Non-compete agreements are valued at the stated amount paid to the other party for these agreements, which the Company believes approximates their fair values. The fair value of the customer lists is based on a valuation model that utilizes the Company's historical data to estimate the value of any acquired customer lists.  In a business combination the remaining excess of the purchase price over the fair value of the tangible assets, customer list, and non-compete agreements is allocated to goodwill.  The offices the Company acquires are small privately owned offices, which do not have sufficient historical data to determine attrition.  The Company believes that the customers acquired have the same characteristics and perform similarly to its customers.  Therefore, the Company utilized the attrition patterns of its customers when developing the method.  This method is re-evaluated periodically.

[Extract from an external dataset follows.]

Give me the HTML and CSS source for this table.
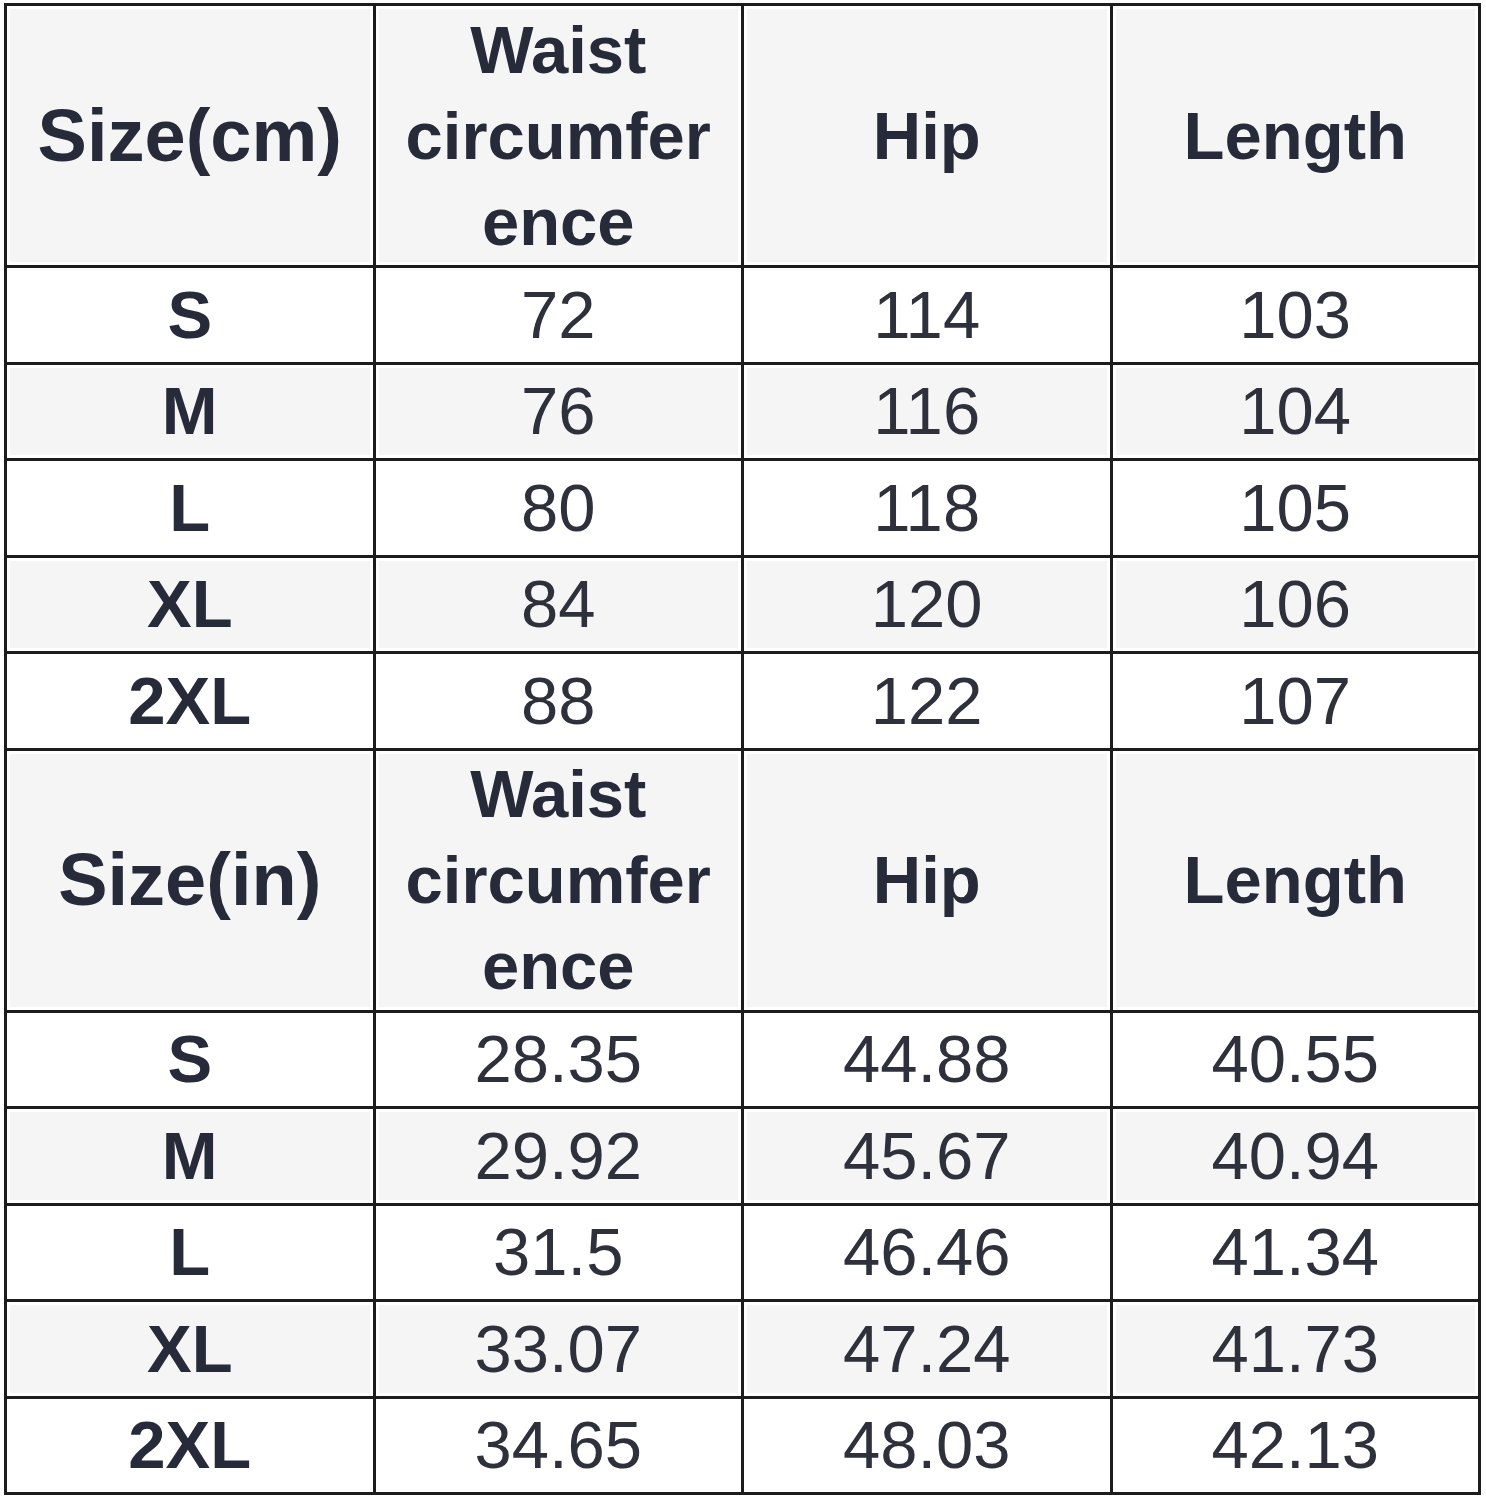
FILE: index.html
```html
<!DOCTYPE html>
<html lang="en">
<head>
<meta charset="utf-8">
<title>Size chart</title>
<link rel="stylesheet" href="styles.css">
</head>
<body>
<table class="chart">
  <tbody>
    <tr class="head">
      <th class="unit">Size(cm)</th>
      <th>Waist circumference</th>
      <th>Hip</th>
      <th>Length</th>
    </tr>
    <tr class="row"><th>S</th><td>72</td><td>114</td><td>103</td></tr>
    <tr class="row alt"><th>M</th><td>76</td><td>116</td><td>104</td></tr>
    <tr class="row"><th>L</th><td>80</td><td>118</td><td>105</td></tr>
    <tr class="row alt"><th>XL</th><td>84</td><td>120</td><td>106</td></tr>
    <tr class="row"><th>2XL</th><td>88</td><td>122</td><td>107</td></tr>
    <tr class="head">
      <th class="unit">Size(in)</th>
      <th>Waist circumference</th>
      <th>Hip</th>
      <th>Length</th>
    </tr>
    <tr class="row"><th>S</th><td>28.35</td><td>44.88</td><td>40.55</td></tr>
    <tr class="row alt"><th>M</th><td>29.92</td><td>45.67</td><td>40.94</td></tr>
    <tr class="row"><th>L</th><td>31.5</td><td>46.46</td><td>41.34</td></tr>
    <tr class="row alt"><th>XL</th><td>33.07</td><td>47.24</td><td>41.73</td></tr>
    <tr class="row"><th>2XL</th><td>34.65</td><td>48.03</td><td>42.13</td></tr>
  </tbody>
</table>
</body>
</html>
```
FILE: styles.css
```css
html, body {
  margin: 0;
  padding: 0;
  background: #ffffff;
}

.chart {
  margin: 3px 0 0 4px;
  width: 1477px;
  border-collapse: separate;
  border-spacing: 3px;
  background: #1c1c1c;
  table-layout: fixed;
  font-family: "Liberation Sans", Arial, sans-serif;
  color: #272b39;
}

.chart th,
.chart td {
  padding: 0 14px;
  text-align: center;
  vertical-align: middle;
  background: #ffffff;
  font-size: 67px;
  line-height: 86px;
  overflow-wrap: anywhere;
}

.chart th {
  font-weight: bold;
}

.chart td {
  font-weight: normal;
  color: #2e313b;
}

.head th {
  height: 259px;
  background: #f5f5f5;
  box-shadow: inset 0 0 0 3px #ffffff;
}

.head .unit {
  font-size: 74px;
}

.row th,
.row td {
  height: 93.5px;
}

.alt th,
.alt td {
  background: #f5f5f5;
  box-shadow: inset 0 0 0 3px #ffffff;
}
```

Customer lists are allocated at an office level and are evaluated for impairment at an office level when a triggering event occurs, in accordance with FASB ASC Topic 360-10-05.  If a triggering event occurs, the impairment loss to the customer list is generally the remaining unamortized customer list balance.  In most acquisitions, the original fair value of the customer list allocated to an office is less than $100,000 and management believes that in the event a triggering event were to occur, the impairment loss to an unamortized customer list would be immaterial.

The results of all acquisitions have been included in the Company's consolidated financial statements since the respective acquisition dates.  The pro forma impact of these purchases as though they had been acquired at the beginning of the periods presented would not have a material effect on the results of operations as reported.